»»

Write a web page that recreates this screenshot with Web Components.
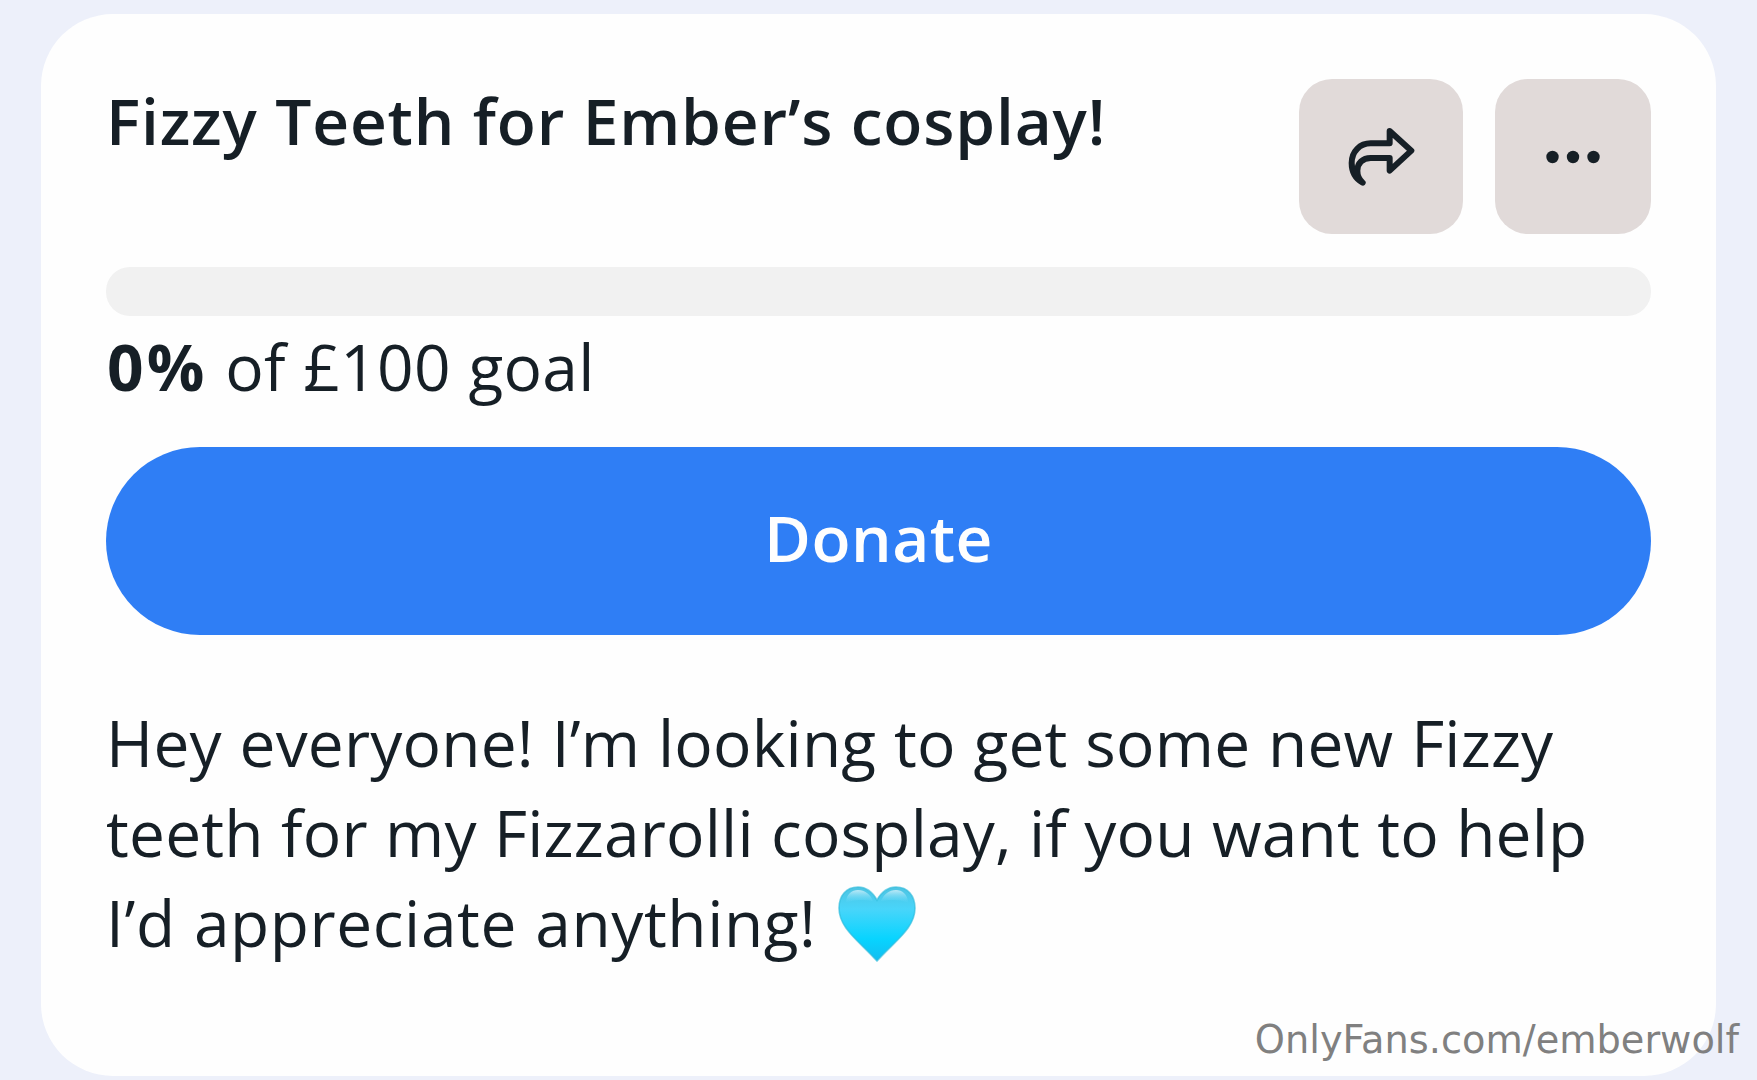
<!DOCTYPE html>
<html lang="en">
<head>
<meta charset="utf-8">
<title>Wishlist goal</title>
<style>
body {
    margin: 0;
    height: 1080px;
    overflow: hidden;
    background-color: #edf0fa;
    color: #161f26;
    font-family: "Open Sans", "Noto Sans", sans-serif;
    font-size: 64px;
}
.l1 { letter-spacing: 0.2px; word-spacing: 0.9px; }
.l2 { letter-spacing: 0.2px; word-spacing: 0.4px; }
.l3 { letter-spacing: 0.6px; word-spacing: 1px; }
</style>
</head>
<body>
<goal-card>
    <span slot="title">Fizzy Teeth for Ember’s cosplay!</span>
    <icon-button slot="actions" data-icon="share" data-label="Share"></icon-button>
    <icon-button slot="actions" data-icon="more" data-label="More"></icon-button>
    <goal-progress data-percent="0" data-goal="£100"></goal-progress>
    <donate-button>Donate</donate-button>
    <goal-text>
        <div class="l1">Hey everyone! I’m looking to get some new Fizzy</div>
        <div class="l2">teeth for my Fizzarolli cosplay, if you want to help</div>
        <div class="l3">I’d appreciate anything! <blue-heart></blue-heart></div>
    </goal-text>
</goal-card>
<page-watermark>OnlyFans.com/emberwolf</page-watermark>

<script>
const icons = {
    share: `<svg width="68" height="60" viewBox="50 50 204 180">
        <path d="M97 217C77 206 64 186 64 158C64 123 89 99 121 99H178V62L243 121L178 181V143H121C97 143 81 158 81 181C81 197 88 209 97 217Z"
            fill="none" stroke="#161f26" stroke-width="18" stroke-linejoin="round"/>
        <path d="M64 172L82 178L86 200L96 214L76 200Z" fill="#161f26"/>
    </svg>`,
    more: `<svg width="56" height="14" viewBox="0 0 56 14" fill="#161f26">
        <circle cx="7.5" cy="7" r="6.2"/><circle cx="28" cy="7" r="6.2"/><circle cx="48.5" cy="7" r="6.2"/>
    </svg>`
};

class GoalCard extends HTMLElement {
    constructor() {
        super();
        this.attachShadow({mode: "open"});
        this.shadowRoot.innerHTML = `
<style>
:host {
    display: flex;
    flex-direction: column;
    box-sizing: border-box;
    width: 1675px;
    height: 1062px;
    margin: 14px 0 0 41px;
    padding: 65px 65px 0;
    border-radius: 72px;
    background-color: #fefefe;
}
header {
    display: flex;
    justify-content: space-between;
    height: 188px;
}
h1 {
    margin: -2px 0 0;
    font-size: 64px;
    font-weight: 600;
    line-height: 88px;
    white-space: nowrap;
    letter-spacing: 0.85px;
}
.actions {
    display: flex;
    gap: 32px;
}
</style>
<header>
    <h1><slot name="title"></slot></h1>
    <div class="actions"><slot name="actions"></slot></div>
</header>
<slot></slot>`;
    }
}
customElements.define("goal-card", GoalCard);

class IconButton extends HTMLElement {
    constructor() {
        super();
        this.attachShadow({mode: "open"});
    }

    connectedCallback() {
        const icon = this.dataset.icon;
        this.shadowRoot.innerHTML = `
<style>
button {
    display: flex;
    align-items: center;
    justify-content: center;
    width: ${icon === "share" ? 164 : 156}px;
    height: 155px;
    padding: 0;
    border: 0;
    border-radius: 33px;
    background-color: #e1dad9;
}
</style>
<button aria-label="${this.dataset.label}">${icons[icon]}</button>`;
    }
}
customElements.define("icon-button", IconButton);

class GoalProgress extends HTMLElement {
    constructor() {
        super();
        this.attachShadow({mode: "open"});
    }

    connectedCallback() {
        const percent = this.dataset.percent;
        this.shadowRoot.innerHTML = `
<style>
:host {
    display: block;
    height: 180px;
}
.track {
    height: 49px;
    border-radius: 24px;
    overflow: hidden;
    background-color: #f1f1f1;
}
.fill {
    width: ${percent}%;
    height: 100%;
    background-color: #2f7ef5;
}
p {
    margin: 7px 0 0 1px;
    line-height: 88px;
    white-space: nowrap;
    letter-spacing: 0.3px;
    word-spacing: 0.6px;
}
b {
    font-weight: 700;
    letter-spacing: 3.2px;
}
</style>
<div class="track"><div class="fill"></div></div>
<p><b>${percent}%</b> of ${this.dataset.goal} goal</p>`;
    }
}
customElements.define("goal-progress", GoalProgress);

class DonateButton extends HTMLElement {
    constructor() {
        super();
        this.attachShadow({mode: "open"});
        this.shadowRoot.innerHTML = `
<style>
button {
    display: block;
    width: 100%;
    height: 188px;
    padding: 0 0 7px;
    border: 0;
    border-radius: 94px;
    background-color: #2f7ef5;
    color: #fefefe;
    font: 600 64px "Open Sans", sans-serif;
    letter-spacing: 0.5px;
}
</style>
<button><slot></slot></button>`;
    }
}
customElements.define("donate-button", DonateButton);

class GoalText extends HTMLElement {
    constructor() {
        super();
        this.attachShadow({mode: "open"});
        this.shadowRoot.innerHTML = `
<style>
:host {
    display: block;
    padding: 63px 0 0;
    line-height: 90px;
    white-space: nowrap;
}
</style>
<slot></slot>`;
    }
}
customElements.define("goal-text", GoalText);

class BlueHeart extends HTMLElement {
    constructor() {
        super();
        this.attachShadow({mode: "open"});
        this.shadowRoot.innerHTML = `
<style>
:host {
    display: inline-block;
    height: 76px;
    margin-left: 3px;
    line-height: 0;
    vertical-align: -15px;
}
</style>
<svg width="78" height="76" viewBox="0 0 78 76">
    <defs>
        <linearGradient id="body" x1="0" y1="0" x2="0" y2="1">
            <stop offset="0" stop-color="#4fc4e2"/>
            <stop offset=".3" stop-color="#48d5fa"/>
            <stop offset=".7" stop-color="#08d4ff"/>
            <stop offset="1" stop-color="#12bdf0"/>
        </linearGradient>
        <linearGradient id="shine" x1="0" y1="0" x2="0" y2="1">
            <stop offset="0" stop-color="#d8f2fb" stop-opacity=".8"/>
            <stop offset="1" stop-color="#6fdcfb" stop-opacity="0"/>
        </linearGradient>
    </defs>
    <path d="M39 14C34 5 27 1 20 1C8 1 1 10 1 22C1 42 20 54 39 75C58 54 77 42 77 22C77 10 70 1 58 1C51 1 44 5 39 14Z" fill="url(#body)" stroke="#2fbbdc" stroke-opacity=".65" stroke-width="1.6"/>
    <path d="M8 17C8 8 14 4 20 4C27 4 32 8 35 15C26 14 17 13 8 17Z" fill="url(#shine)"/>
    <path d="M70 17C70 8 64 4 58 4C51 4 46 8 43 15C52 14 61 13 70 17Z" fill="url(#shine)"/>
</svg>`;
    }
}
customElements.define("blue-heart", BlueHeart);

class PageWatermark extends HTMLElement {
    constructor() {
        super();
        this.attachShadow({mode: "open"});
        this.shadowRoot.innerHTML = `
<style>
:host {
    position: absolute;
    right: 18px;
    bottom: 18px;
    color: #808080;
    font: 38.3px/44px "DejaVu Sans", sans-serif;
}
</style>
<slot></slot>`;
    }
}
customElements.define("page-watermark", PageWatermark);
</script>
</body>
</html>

««
»»

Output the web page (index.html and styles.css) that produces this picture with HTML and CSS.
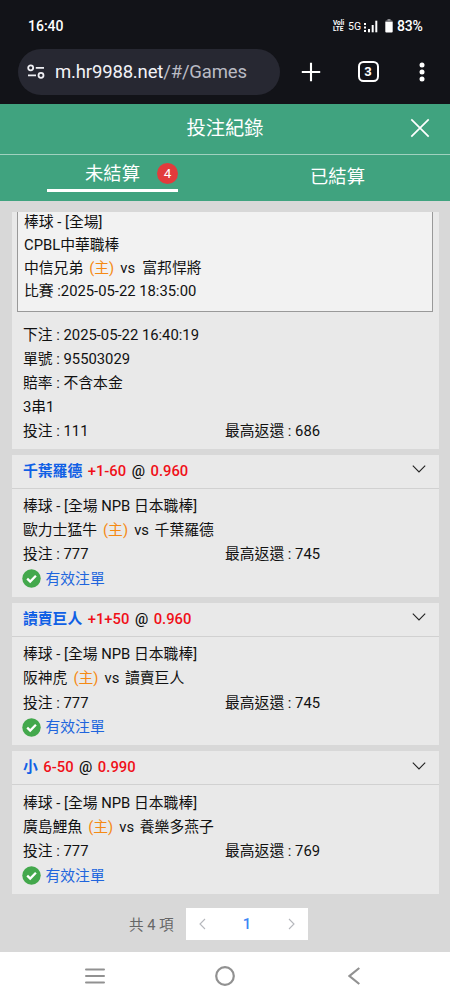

««

# Exercise requirements:
Look through the entries above and report each line where the string "that" occurs.

# Exercise output:
Write a web page that recreates this screenshot with Web Components.
Output the web page (index.html and styles.css) that produces this picture with HTML and CSS.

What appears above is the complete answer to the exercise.